Victories over Antrim's Naomh Comhghall and Derry's Desertmartin brought Denn into the Ulster Junior Club Football Championship final. Denn secured their first provincial title with a seven-point victory over Donegal champions Na Dúnaibh.

In January 2022, Denn defeated Manchester's St Brendan's to advance to the All-Ireland Junior Club Football Championship semi-final. Their campaign ended with defeat to Kerry champions Gneeveguilla.

=== Minor championship success ===
In 2026, Denn won the Cavan Under-18 Division 1 Football Championship, defeating Butlersbridge by 1–22 to 1–11 in the final at Kingspan Breffni. An evenly contested first half saw Butlersbridge take the lead shortly before the interval, but Denn responded to lead by 0–13 to 1–8 at half-time. Denn took control in the second half, holding Butlersbridge scoreless for the final 22 minutes and pulling away to secure an eleven-point victory.

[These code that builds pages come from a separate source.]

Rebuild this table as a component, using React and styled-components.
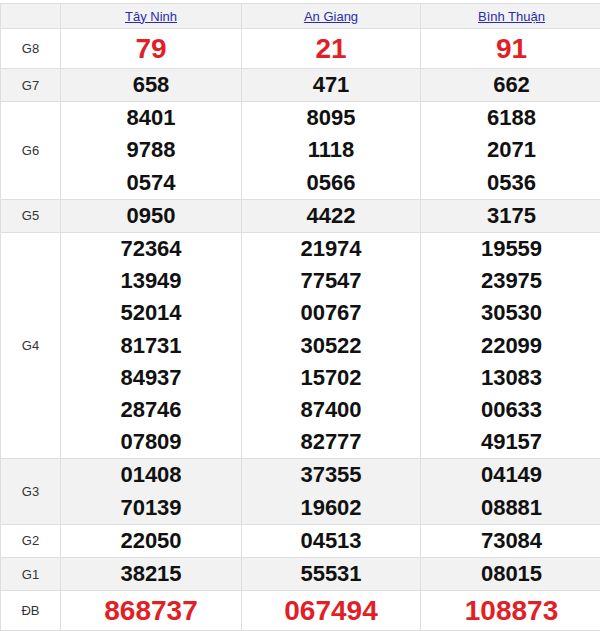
import React from "react";
import styled, { createGlobalStyle } from "styled-components";

const GlobalStyle = createGlobalStyle`
	body {
		margin: 0;
		background: #fff;
		font-family: "Liberation Sans", Arial, sans-serif;
	}
`;

const Wrapper = styled.div`
	padding-top: 3px;
	width: 602px;
`;

const Table = styled.table`
	width: 100%;
	border-collapse: collapse;
	table-layout: fixed;
`;

const HeadCell = styled.th`
	background: #f2f2f2;
	border: 1px solid #dedede;
	height: 24px;
	padding: 0;
	font-weight: normal;
	font-size: 13px;
	text-align: center;
`;

const ProvinceLink = styled.a`
	color: #2b2bb0;
	text-decoration: underline;
`;

const Row = styled.tr`
	background: ${({ $shaded }) => ($shaded ? "#f2f2f2" : "#fff")};
`;

const Label = styled.td`
	border: 1px solid #dedede;
	padding: 0;
	text-align: center;
	font-size: 13px;
	color: #333;
`;

const Cell = styled.td`
	border: 1px solid #dedede;
	padding: ${({ $big }) => ($big ? "3px 0 2px" : "0")};
	text-align: center;
	vertical-align: middle;
`;

const Number = styled.div`
	font-weight: bold;
	font-size: ${({ $big }) => ($big ? "28px" : "22px")};
	line-height: ${({ $big }) => ($big ? "34px" : "32.2px")};
	color: ${({ $big }) => ($big ? "#e21f26" : "#111")};
`;

const provinces = ["Tây Ninh", "An Giang", "Bình Thuận"];

const prizes = [
	{ name: "G8", big: true, values: [["79"], ["21"], ["91"]] },
	{ name: "G7", values: [["658"], ["471"], ["662"]] },
	{ name: "G6", values: [["8401", "9788", "0574"], ["8095", "1118", "0566"], ["6188", "2071", "0536"]] },
	{ name: "G5", values: [["0950"], ["4422"], ["3175"]] },
	{
		name: "G4",
		values: [
			["72364", "13949", "52014", "81731", "84937", "28746", "07809"],
			["21974", "77547", "00767", "30522", "15702", "87400", "82777"],
			["19559", "23975", "30530", "22099", "13083", "00633", "49157"],
		],
	},
	{ name: "G3", values: [["01408", "70139"], ["37355", "19602"], ["04149", "08881"]] },
	{ name: "G2", values: [["22050"], ["04513"], ["73084"]] },
	{ name: "G1", values: [["38215"], ["55531"], ["08015"]] },
	{ name: "ĐB", big: true, values: [["868737"], ["067494"], ["108873"]] },
];

const App = () => {
	return (
		<Wrapper>
			<GlobalStyle />
			<Table>
				<colgroup>
					<col style={{ width: 60 }} />
					<col style={{ width: 181 }} />
					<col style={{ width: 179 }} />
					<col style={{ width: 182 }} />
				</colgroup>
				<thead>
					<tr>
						<HeadCell />
						{provinces.map((p) => (
							<HeadCell key={p}>
								<ProvinceLink href="#">{p}</ProvinceLink>
							</HeadCell>
						))}
					</tr>
				</thead>
				<tbody>
					{prizes.map((prize, i) => (
						<Row key={prize.name} $shaded={i % 2 === 1}>
							<Label>{prize.name}</Label>
							{prize.values.map((col, j) => (
								<Cell key={j} $big={prize.big}>
									{col.map((v, k) => (
										<Number key={k} $big={prize.big}>
											{v}
										</Number>
									))}
								</Cell>
							))}
						</Row>
					))}
				</tbody>
			</Table>
		</Wrapper>
	);
};

export default App;
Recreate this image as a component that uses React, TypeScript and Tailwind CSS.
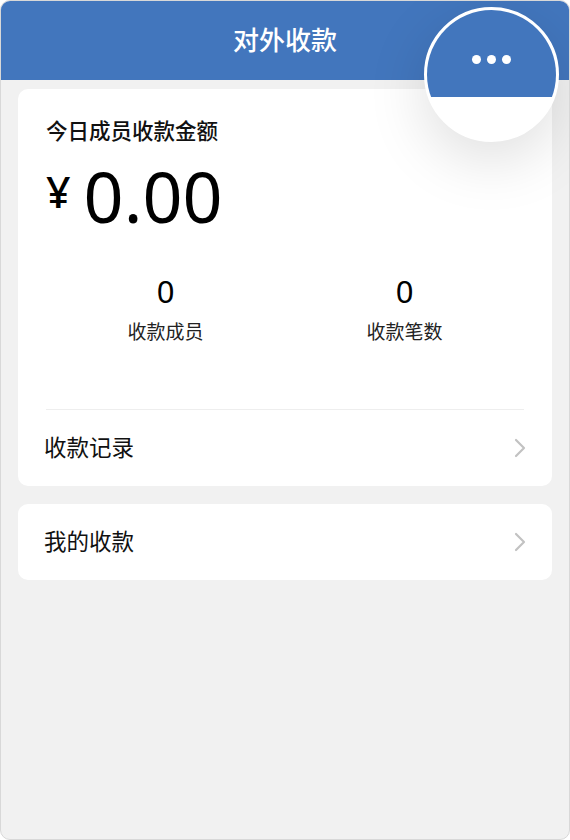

=== Grounds development ===
Denn's home ground is St Matthew's Park in Crosskeys. By the club's fiftieth anniversary year in 2019, redevelopment of the grounds had provided a new pitch, stand and dressing rooms.

==Camogie==
Denn fields Camogie teams at all levels, from underage to Minor and Senior. The club has enjoyed remarkable success over the years, winning the Junior Camogie Championship in 2016 and the Intermediate Championship in 2019. That same year, they were crowned Ulster Junior B winners, reached the All-Ireland Final, and were named Anglo-Celt Team of the Year. Most recently, Denn captured the 2024 Cavan Senior Camogie Championship with a thrilling victory over their neighbours and rivals Crosserlough, adding another chapter to their history.

==Honours==
- Cavan Senior Football Championship: 0
  - Runners-up 2008, 2009
- Cavan Intermediate Football Championship: 3
  - 1988, 1990, 2003
- Ulster Junior Club Football Championship: 1
  - 2021
- Cavan Junior Football Championship: 2
  - 1984, 2021
- Cavan Minor Football Championship: 6
  - 1950(1), 1952(1), 2005(4), 2006(3), 2015(3) 2026(1)

=== Camogie ===
- Cavan Senior Camogie Championship: 1
  - 2024
- Cavan Intermediate Camogie Championship: 1
  - 2019
- Ulster Junior B Club Camogie Championship: 1
  - 2019
- Cavan Junior Camogie Championship: 1
  - 2016

==Notable players==

- Donal Keogan – former Cavan senior footballer and former manager of the Cavan senior and minor teams.

- Patrick Gaffney – former Ireland International Rules Masters representative. The Paddy Gaffney Cup, contested between Ireland and Australia at Masters level, is named in his memory.

- Thomas Smith – former Cavan senior footballer and hurler. He played in the 1995 Ulster Senior Football Championship final, scoring a point against Tyrone.

- Hubert Smith – former Cavan senior footballer.

- Padraig McGovern – Denn footballer selected for the inaugural TG4 Underdogs football team in 2003, lining out against the Dublin senior football team.

- Martin Cahill – former Cavan senior footballer and Cavan captain, captain of Denn during their run to the 2008 Cavan Senior Football Championship final and named Cavan Senior Club Player of the Year in 2008.

- Tomás Corr – former Cavan senior inter-county footballer.

- Thomas Edward Donohoe – Cavan senior footballer and member of Cavan's 2020 Ulster Senior Football Championship-winning panel. Also a MacRory Cup winner with St Patrick's College, Cavan and Sigerson Cup winner with DCU.

- Shanise Fitzsimons – Cavan camogie player and 2026 Irish News Camogie All-Star.